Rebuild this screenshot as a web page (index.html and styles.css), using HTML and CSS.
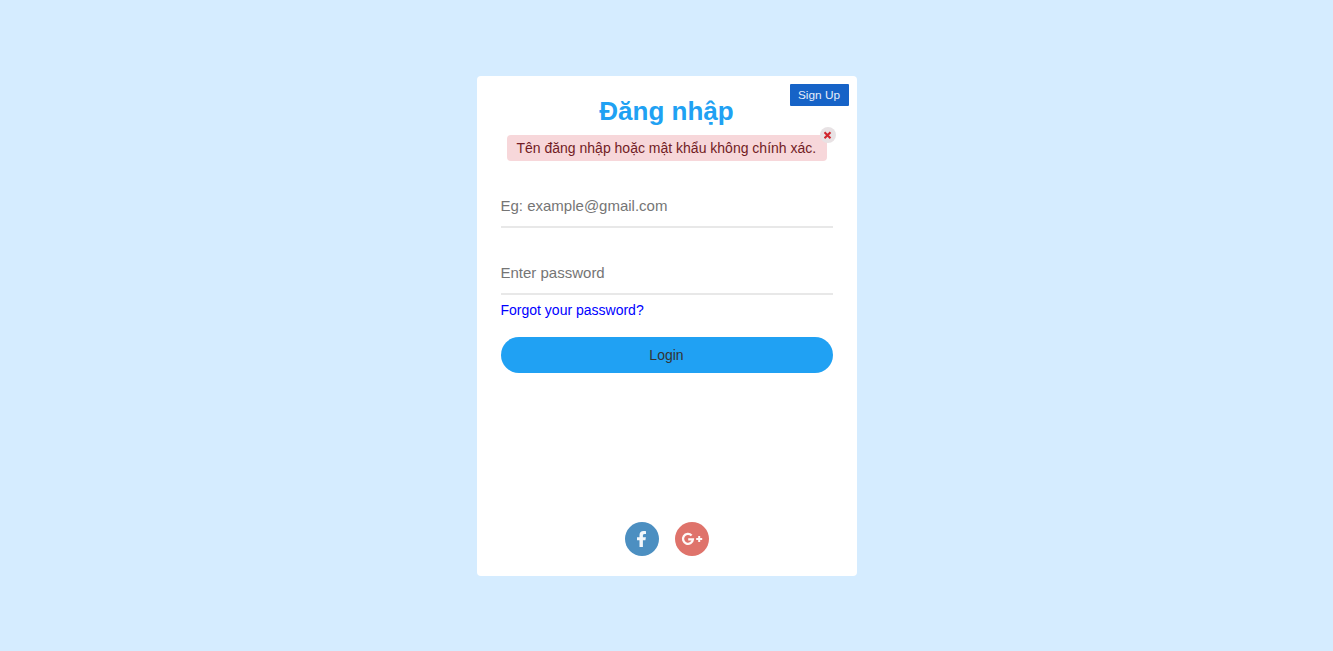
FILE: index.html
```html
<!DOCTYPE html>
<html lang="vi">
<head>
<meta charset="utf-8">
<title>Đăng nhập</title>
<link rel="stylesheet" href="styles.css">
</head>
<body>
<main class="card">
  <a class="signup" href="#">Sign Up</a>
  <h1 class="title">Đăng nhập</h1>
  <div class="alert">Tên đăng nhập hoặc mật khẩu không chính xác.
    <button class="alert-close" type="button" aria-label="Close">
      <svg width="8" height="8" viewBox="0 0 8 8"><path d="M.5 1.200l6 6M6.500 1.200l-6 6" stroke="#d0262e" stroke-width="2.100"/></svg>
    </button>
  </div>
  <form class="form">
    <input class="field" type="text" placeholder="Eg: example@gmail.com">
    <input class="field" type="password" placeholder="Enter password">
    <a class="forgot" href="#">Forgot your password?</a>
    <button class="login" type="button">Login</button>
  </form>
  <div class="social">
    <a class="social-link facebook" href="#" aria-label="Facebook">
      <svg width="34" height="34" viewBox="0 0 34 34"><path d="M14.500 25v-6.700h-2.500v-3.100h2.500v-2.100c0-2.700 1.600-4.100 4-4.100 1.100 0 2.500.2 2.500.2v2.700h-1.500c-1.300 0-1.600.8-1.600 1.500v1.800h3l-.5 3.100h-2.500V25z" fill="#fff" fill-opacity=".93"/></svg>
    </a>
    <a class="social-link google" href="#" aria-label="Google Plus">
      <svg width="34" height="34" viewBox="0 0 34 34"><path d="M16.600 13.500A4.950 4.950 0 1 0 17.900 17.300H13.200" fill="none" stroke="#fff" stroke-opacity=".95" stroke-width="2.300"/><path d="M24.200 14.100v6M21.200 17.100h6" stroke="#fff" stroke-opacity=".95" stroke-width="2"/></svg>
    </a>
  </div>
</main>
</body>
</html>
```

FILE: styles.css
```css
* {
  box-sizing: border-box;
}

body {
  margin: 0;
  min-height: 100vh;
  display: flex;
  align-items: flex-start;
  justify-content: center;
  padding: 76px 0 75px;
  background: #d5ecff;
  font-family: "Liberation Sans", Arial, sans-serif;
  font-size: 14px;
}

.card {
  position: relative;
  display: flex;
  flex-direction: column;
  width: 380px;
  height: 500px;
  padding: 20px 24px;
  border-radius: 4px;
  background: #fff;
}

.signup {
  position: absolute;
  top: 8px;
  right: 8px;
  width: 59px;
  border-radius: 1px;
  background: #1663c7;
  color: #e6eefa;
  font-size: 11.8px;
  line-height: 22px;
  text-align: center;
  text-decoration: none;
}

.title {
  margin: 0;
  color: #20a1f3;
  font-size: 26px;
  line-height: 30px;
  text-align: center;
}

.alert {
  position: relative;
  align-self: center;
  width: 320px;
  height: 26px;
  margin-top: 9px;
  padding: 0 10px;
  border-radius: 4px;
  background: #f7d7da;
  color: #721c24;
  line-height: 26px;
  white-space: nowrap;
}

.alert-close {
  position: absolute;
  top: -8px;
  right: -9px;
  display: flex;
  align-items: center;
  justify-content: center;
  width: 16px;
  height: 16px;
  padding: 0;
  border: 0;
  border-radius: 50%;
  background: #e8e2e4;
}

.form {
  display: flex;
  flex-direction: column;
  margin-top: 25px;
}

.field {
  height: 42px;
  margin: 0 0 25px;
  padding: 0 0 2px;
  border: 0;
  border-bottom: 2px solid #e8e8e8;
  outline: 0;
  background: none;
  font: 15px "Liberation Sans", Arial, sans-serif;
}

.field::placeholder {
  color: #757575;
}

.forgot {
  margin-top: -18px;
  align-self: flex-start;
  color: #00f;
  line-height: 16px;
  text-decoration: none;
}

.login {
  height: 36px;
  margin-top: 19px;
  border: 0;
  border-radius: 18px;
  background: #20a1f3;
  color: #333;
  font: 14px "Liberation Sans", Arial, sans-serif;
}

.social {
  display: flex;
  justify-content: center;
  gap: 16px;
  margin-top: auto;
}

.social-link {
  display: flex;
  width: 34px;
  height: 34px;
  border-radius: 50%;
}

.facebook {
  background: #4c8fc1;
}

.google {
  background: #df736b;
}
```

**DIRECTIONS FOR THIS TASK:**
Repeat the data exactly, excluding the pictures.

**TASK OUTPUT:**
Rebuild this screenshot as a web page (index.html and styles.css), using HTML and CSS.
FILE: index.html
```html
<!DOCTYPE html>
<html lang="vi">
<head>
<meta charset="utf-8">
<title>Đăng nhập</title>
<link rel="stylesheet" href="styles.css">
</head>
<body>
<main class="card">
  <a class="signup" href="#">Sign Up</a>
  <h1 class="title">Đăng nhập</h1>
  <div class="alert">Tên đăng nhập hoặc mật khẩu không chính xác.
    <button class="alert-close" type="button" aria-label="Close">
      <svg width="8" height="8" viewBox="0 0 8 8"><path d="M.5 1.200l6 6M6.500 1.200l-6 6" stroke="#d0262e" stroke-width="2.100"/></svg>
    </button>
  </div>
  <form class="form">
    <input class="field" type="text" placeholder="Eg: example@gmail.com">
    <input class="field" type="password" placeholder="Enter password">
    <a class="forgot" href="#">Forgot your password?</a>
    <button class="login" type="button">Login</button>
  </form>
  <div class="social">
    <a class="social-link facebook" href="#" aria-label="Facebook">
      <svg width="34" height="34" viewBox="0 0 34 34"><path d="M14.500 25v-6.700h-2.500v-3.100h2.500v-2.100c0-2.700 1.600-4.100 4-4.100 1.100 0 2.500.2 2.500.2v2.700h-1.500c-1.300 0-1.600.8-1.600 1.500v1.800h3l-.5 3.100h-2.500V25z" fill="#fff" fill-opacity=".93"/></svg>
    </a>
    <a class="social-link google" href="#" aria-label="Google Plus">
      <svg width="34" height="34" viewBox="0 0 34 34"><path d="M16.600 13.500A4.950 4.950 0 1 0 17.900 17.300H13.200" fill="none" stroke="#fff" stroke-opacity=".95" stroke-width="2.300"/><path d="M24.200 14.100v6M21.200 17.100h6" stroke="#fff" stroke-opacity=".95" stroke-width="2"/></svg>
    </a>
  </div>
</main>
</body>
</html>
```

FILE: styles.css
```css
* {
  box-sizing: border-box;
}

body {
  margin: 0;
  min-height: 100vh;
  display: flex;
  align-items: flex-start;
  justify-content: center;
  padding: 76px 0 75px;
  background: #d5ecff;
  font-family: "Liberation Sans", Arial, sans-serif;
  font-size: 14px;
}

.card {
  position: relative;
  display: flex;
  flex-direction: column;
  width: 380px;
  height: 500px;
  padding: 20px 24px;
  border-radius: 4px;
  background: #fff;
}

.signup {
  position: absolute;
  top: 8px;
  right: 8px;
  width: 59px;
  border-radius: 1px;
  background: #1663c7;
  color: #e6eefa;
  font-size: 11.8px;
  line-height: 22px;
  text-align: center;
  text-decoration: none;
}

.title {
  margin: 0;
  color: #20a1f3;
  font-size: 26px;
  line-height: 30px;
  text-align: center;
}

.alert {
  position: relative;
  align-self: center;
  width: 320px;
  height: 26px;
  margin-top: 9px;
  padding: 0 10px;
  border-radius: 4px;
  background: #f7d7da;
  color: #721c24;
  line-height: 26px;
  white-space: nowrap;
}

.alert-close {
  position: absolute;
  top: -8px;
  right: -9px;
  display: flex;
  align-items: center;
  justify-content: center;
  width: 16px;
  height: 16px;
  padding: 0;
  border: 0;
  border-radius: 50%;
  background: #e8e2e4;
}

.form {
  display: flex;
  flex-direction: column;
  margin-top: 25px;
}

.field {
  height: 42px;
  margin: 0 0 25px;
  padding: 0 0 2px;
  border: 0;
  border-bottom: 2px solid #e8e8e8;
  outline: 0;
  background: none;
  font: 15px "Liberation Sans", Arial, sans-serif;
}

.field::placeholder {
  color: #757575;
}

.forgot {
  margin-top: -18px;
  align-self: flex-start;
  color: #00f;
  line-height: 16px;
  text-decoration: none;
}

.login {
  height: 36px;
  margin-top: 19px;
  border: 0;
  border-radius: 18px;
  background: #20a1f3;
  color: #333;
  font: 14px "Liberation Sans", Arial, sans-serif;
}

.social {
  display: flex;
  justify-content: center;
  gap: 16px;
  margin-top: auto;
}

.social-link {
  display: flex;
  width: 34px;
  height: 34px;
  border-radius: 50%;
}

.facebook {
  background: #4c8fc1;
}

.google {
  background: #df736b;
}
```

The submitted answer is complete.